There should be additional output between session opened for user root and session closed for user root that are obviously suppressed by a hack of the kernel. It is not possible to debug this without any log output from the kernel side (it also means that you would never be able to track down security issues with this kernel if you had to) …

This is at a point where you should really talk to the respective hoster about what hackery they applied to your kernel, there is nothing anymore we can do from our side here, they definitely broke various important kernel features that make your Ubuntu not be an actual Ubuntu.

Okay, I’ll see what I can do there. Thank you

Out of curiosity, what’s the output of sysctl kernel.printk?

kernel.printk = 4 4 1 7

I’ve got the same value, but when I try to mount something that the system doesn’t understand, this happens:

$ sudo mount -t squashfs /etc/passwd /mnt/
mount: wrong fs type, bad option, bad superblock on /dev/loop33,
       missing codepage or helper program, or other error

       In some cases useful info is found in syslog - try
       dmesg | tail or so.
$ dmesg | tail -n1
[684773.224251] squashfs: SQUASHFS error: Can't find a SQUASHFS superblock on loop33

Maybe the kernel logs are shipped somewhere your vendor can point you to? In any case we were trying to determine why it didn’t work, but the fact that it didn’t work already points to your kernel missing some needed bits. Sorry.
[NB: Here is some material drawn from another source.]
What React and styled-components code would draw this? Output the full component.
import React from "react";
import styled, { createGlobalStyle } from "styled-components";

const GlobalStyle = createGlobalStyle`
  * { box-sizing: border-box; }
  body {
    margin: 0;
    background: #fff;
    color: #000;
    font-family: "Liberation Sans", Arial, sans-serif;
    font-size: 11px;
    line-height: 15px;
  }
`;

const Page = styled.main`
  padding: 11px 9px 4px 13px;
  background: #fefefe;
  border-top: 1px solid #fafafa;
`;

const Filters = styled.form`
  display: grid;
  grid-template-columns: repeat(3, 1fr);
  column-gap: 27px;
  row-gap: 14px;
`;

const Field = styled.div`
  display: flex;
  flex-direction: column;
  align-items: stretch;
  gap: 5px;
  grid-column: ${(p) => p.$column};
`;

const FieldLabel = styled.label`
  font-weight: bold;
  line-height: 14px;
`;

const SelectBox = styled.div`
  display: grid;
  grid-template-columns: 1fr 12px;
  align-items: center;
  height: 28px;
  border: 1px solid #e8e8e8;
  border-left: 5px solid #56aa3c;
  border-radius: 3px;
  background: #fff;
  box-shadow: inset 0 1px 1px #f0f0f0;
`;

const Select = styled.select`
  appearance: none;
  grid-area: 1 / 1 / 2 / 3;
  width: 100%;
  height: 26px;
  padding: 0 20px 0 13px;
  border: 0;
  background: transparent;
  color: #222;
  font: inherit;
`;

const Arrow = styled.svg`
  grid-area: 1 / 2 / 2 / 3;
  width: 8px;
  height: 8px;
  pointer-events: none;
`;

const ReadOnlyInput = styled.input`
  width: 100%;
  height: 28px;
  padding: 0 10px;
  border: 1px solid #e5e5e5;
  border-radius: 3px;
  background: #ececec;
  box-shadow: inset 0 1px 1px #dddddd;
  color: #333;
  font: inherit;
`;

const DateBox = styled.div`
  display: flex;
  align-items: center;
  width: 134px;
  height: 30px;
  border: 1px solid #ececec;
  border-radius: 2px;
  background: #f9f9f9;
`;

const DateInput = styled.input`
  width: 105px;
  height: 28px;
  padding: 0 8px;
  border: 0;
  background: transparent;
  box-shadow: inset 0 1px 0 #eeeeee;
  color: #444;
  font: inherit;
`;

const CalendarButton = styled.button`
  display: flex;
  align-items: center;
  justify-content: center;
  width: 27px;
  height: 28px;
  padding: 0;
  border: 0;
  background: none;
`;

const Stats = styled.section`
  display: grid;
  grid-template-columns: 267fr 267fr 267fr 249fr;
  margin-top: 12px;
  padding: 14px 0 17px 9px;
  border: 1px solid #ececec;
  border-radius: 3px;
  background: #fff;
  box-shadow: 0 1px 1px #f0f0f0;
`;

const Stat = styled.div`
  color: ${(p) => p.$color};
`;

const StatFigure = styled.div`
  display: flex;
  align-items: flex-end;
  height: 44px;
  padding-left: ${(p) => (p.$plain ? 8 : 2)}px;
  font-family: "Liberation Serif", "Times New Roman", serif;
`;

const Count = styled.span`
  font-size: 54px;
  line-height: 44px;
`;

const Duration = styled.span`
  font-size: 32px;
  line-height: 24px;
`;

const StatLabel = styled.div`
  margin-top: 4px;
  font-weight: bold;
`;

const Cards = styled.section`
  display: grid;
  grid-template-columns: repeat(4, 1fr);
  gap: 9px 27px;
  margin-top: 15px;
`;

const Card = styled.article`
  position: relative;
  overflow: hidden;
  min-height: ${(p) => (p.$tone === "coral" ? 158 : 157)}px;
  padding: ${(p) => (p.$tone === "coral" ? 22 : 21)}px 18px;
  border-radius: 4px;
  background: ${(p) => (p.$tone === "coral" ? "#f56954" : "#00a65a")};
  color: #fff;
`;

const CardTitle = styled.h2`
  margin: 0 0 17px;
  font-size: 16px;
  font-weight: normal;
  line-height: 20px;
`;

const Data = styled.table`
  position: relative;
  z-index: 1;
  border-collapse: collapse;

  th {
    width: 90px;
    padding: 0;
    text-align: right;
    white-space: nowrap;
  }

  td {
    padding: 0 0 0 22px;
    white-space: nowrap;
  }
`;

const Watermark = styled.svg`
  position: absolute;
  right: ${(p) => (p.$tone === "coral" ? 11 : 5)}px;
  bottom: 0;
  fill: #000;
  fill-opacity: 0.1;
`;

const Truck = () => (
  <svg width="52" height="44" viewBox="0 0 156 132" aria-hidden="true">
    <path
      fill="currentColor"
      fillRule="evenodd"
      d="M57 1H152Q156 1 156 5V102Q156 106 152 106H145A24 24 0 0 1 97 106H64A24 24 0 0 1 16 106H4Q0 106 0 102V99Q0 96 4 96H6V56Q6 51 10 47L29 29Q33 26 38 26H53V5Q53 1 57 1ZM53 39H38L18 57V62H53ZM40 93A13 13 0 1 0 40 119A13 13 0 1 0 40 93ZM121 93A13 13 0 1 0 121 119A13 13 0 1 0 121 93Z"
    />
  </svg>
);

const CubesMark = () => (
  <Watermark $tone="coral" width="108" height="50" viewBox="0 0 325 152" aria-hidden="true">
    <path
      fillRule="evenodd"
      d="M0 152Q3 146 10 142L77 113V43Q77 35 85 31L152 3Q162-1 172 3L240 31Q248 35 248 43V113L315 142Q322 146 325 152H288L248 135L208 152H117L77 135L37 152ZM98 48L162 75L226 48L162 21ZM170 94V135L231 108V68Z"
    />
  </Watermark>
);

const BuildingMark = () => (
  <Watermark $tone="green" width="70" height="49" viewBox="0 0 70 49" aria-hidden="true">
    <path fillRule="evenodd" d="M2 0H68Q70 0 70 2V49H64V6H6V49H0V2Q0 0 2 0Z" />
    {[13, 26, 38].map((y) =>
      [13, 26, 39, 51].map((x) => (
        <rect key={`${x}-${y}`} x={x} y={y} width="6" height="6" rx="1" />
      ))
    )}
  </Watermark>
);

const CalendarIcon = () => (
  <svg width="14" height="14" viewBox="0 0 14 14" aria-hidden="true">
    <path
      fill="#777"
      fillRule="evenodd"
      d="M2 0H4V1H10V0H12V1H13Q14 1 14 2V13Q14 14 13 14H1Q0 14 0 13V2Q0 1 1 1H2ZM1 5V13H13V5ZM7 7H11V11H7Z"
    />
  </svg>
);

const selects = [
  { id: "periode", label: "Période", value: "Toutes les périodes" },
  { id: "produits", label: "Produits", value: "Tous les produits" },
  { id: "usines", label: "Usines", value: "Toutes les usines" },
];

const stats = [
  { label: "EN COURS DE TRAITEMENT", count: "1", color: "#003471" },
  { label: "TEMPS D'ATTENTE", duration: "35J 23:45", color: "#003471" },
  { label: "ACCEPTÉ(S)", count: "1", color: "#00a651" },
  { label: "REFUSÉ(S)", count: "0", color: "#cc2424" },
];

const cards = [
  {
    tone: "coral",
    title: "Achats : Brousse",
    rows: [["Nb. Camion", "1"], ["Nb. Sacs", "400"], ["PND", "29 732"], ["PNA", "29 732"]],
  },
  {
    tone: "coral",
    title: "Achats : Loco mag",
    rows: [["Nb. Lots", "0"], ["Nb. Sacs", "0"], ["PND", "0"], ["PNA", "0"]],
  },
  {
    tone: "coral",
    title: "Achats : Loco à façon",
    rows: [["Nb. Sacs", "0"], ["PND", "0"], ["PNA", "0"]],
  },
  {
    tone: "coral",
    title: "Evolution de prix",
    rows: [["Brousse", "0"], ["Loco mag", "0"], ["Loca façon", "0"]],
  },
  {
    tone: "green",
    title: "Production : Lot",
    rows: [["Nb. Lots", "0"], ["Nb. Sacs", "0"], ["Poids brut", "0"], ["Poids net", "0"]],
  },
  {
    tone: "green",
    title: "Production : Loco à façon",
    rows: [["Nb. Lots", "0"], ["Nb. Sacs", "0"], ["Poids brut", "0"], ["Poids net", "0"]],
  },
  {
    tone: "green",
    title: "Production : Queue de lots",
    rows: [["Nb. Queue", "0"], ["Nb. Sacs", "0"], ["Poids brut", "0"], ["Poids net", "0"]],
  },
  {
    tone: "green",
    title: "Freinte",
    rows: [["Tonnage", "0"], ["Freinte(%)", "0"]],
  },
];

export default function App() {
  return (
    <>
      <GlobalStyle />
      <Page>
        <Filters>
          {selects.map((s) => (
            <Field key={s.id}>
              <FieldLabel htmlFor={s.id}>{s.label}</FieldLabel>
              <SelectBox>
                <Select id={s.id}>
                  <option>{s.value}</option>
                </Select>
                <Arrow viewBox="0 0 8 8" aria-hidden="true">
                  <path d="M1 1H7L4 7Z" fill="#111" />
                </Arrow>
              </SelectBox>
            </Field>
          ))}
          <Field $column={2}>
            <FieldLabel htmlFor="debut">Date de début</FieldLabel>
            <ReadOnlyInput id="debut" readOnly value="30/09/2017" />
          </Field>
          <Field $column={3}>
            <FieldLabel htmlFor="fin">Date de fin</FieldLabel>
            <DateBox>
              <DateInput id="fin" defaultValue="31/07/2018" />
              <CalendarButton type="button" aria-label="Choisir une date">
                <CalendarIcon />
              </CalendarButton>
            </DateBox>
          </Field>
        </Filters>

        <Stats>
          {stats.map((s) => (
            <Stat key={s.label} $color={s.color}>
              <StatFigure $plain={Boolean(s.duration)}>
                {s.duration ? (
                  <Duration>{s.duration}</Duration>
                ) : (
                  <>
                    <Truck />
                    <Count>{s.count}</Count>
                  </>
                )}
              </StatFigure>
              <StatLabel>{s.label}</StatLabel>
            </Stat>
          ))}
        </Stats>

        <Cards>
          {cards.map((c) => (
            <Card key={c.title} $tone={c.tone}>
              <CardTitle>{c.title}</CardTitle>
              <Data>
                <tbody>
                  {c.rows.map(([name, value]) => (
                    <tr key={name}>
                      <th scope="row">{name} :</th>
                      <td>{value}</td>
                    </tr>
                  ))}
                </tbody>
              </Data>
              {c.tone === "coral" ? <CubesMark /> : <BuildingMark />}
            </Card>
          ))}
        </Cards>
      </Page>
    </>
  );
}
If your vendor is able to get you running a kernel where that mount command works, and snapd is still confused, please let us know: we might need to do some special-casing for this scenario.

Good luck.

Thanks, I’ll come back to that in a week.

Hi,
I have the same problem like you @RaashDE . I have also a server (v-server debian 9) from strato.
Doing all those commands where result in exact the same output except the last one:

sudo sysctl kernel.printk
kernel.printk = 7       4       1       7

Do you have any news on it? Or does anyone here has an idea on how to proceed?